Following Buddy’s passing, Richie “the Flying Hippo” Evans, a guestbook veteran from Scotland, suggested that the musically inclined members of the guestbook (of which there were many) ought to record covers of Buddy-penned tunes, in tribute to their late friend. What has resulted is a startlingly eclectic album made up mostly of contributions from the folks at the Buddy Blue Guest Book, but with additional tunes from Romy Kaye, the Farmers, and a few others.
“Goldmine…The Songs of Buddy Blue is a tribute to our dear friend, gone but never to be forgotten. Proceeds from record sales will assist in the funding of the education of Lulu, Buddy’s beloved [and excessively cute] daughter. We hope he’s proud of what we’ve done.” —Lance Richardson 9/10/07, El Cajon, California.”
HIS FAVORITE HAT
Finally, there was Buddy’s favorite hat, which served the dual purpose of being husband and father. His world revolved around his wife, Annie, and their three-year-old daughter, Tallulah (Lulu). After a busy day of playing with kids during a birthday party for his wife in their La Mesa home, Buddy retired for a well-earned siesta, only to suffer a fatal heart attack. Readers who woke up the next day to read George Varga’s April 3, 2006 account in the Union-Tribune were stunned.

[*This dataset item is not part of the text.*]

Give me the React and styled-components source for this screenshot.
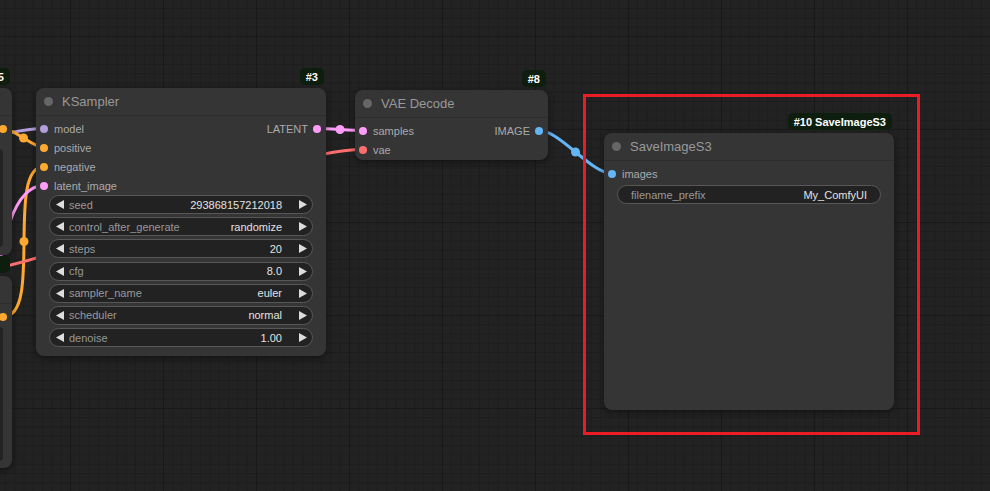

Forward to 2016: Annie is remarried, and Lulu, now 13, has a full plate as a middle school student. “The last ten years have been amazing, but there have been some hard times,” Lulu revealed. “Yes, my mom did get married to an amazing guy named Gary. I know my dad would have loved him. When I was at the age of nine or ten, that is when I started to understand how my dad passed away. I was almost four years old and when he died, I didn’t understand why. I really miss my dad. I know he is watching me right now. My friends and family help me. There have been times when some people have said mean stuff about me not having a dad, but I don’t let that get to me. I have taken piano and guitar, but right now I prefer playing volleyball, swimming, school, and hanging out with my family. I have two dogs named Bogie and Roscoe that I know my dad would have loved because they are so silly and he loved animals. My mom and grandpa share videos of my dad. I also have looked him up on the internet. Family and friends come over and tell stories about when he was here. We laugh, cry, and listen to music. Gary has a drum set; I have a piano and some guitars. We just goof around with a little music. I do have an interest in my English class and learning new languages such as Spanish Those are my two favorite classes currently in middle school.”
Annie remains amazed by the fan base, especially those who supported the college fund-raising project for Lulu. “The experiences were heartfelt and kind,” said Annie. “It was cathartic for some of the musicians and friends left wondering why Buddy was taken so quickly and at such a great time in his life. Many people liked the benefits as an outlet to express their sorrow and their appreciation for what Buddy stood for and what he contributed to the San Diego music scene. Many San Diego clubs did fund raising for Lulu; it was such a grassroots effort to say goodbye and do it creatively through music.
“The owners of Pete’s Place in La Mesa—Michelle, Johnny, and Scott—really did the most charity events. They officially took the all the proceeds down to a bank to open up a Lulu’s Blue’s College Fund. Pete’s Place was Buddy’s neighborhood bar; it was his getaway, a place to meet friends and have a pint. Pete’s bartender, Sheila, still dedicates a toast at the bar, pouring only Gentleman Jack in honor of Buddy on his birthday and on the day he passed. They always send me love on those days.”